Cela ne suffit pas à inquiéter la direction, pas plus que la Mutualité sociale agricole. L’hiver suivant, la ventilation est de nouveau coupée. Putréfaction dans les silos. Qu’à cela ne tienne : il y a le Nuvagrain, un pesticide autorisé. On va en vider des bidons, à haute dose, jusqu’à sept fois le volume autorisé. Vont revenir alors les vomissements et le reste. En mars 2010, le comité d’hygiène et de sécurité (CHSCT) enquête. D’autres salarié·es se plaignent. Le rapport accuse clairement les pesticides.

Un combat collectif, de la Bretagne à l’Europe

Désarmés, non secourus par le syndicat de l’entreprise qui craint pour l’emploi, les ouvrièr·es empoisonné·es portent plainte sans succès et frappent donc à la porte de Serge Le Quéau, militant à SUD. Celui-ci s’empare de leur défense, les aide dans leurs démarches, leur fournit un avocat, porte le drame au niveau national : le 23 septembre 2011, alors qu’ils viennent d’être licencié·es, une conférence de presse à Paris fait éclater l’affaire.
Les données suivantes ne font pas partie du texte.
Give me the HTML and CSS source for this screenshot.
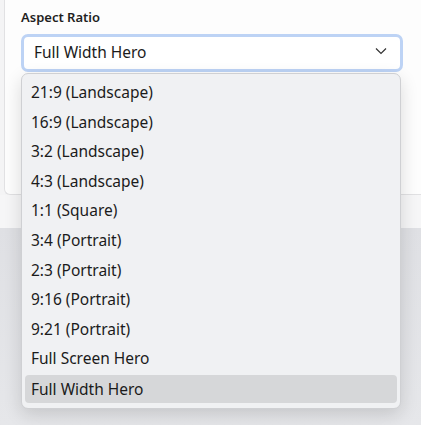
FILE: index.html
```html
<!DOCTYPE html>
<html>
<head>
<meta charset="utf-8">
<link rel="stylesheet" href="styles.css">
</head>
<body>
<div class="page">
  <div class="card">
    <div class="label">Aspect Ratio</div>
    <div class="select">
      <span class="value">Full Width Hero</span>
      <svg class="chev" width="12" height="8" viewBox="0 0 12 8"><path d="M1 1.5 L6 6.5 L11 1.5" fill="none" stroke="#333" stroke-width="1.2"/></svg>
    </div>
  </div>
  <div class="gap"></div>
  <div class="bottom"></div>
  <ul class="menu">
    <li>21:9 (Landscape)</li>
    <li>16:9 (Landscape)</li>
    <li>3:2 (Landscape)</li>
    <li>4:3 (Landscape)</li>
    <li>1:1 (Square)</li>
    <li>3:4 (Portrait)</li>
    <li>2:3 (Portrait)</li>
    <li>9:16 (Portrait)</li>
    <li>9:21 (Portrait)</li>
    <li>Full Screen Hero</li>
    <li class="active">Full Width Hero</li>
  </ul>
</div>
</body>
</html>
```
FILE: styles.css
```css
html, body {
  margin: 0;
  padding: 0;
}
body {
  width: 421px;
  height: 425px;
  overflow: hidden;
  background: #f4f4f5;
  font-family: "Noto Sans", "Open Sans", sans-serif;
  color: #1b1b1b;
}
.page {
  position: relative;
  height: 425px;
  display: flex;
  flex-direction: column;
}
.card {
  margin-left: 4px;
  height: 195px;
  box-sizing: border-box;
  background: #fdfdfd;
  border-left: 1px solid #e1e1e3;
  border-bottom: 1px solid #e1e1e3;
  border-bottom-left-radius: 6px;
  padding: 8px 0 0 16px;
}
.label {
  font-size: 13px;
  font-weight: 600;
  line-height: 18px;
  color: #1f1f1f;
}
.select {
  margin-top: 8px;
  width: 382px;
  height: 38px;
  box-sizing: border-box;
  border: 3px solid #bdd3f5;
  border-radius: 7px;
  background: #ffffff;
  display: flex;
  align-items: center;
  justify-content: space-between;
  padding: 0 13px 2px 10px;
}
.value {
  font-size: 15.5px;
}
.chev {
  margin-top: -2px;
}
.gap {
  height: 33px;
  background: #f6f6f7;
}
.bottom {
  flex: 1;
  background: linear-gradient(#dfe0e4, #e6e7ea);
}
.menu {
  position: absolute;
  left: 21px;
  top: 73px;
  width: 380px;
  box-sizing: border-box;
  margin: 0;
  padding: 4px 3px 5px;
  list-style: none;
  background: #f0f1f3;
  border: 1px solid #cfd0d3;
  border-radius: 7px;
  box-shadow: 0 6px 18px rgba(0, 0, 0, 0.14);
}
.menu li {
  height: 29.6px;
  line-height: 29px;
  padding-left: 6px;
  font-size: 15.5px;
  border-radius: 4px;
}
.menu li.active {
  background: #d6d7d9;
  height: 28px;
  margin-top: 1px;
}
```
Des reportages apparaissent sans amener pour autant Triskalia à négocier.
De procédure en procédure, le temps de la justice est infini. Mais le soutien émerge. Un dimanche matin de février 2015, en prenant leur petit-déjeuner dans leur pavillon de la banlieue rennaise, Jacqueline et Michel Besnard sont révolté·es par une « histoire de grains pourris » sur France Inter. Grâce à eux, un très actif Collectif de soutien aux victimes des pesticides de l’Ouest rejoint les ouvrièr·es de Triskalia. Ils et elles participent ensemble à la bataille européenne contre les pesticides, telle celle du glyphosate. Le 15 décembre 2017, au bout de sept ans de bataille, deux des ouvriers empoisonnés puis licenciés, Laurent Guillou et Stéphane Rouxel, ont enfin gagné devant les prud’hommes de Lorient. Mais ils continuent leur combat, au pénal cette fois. Le combat de la dignité.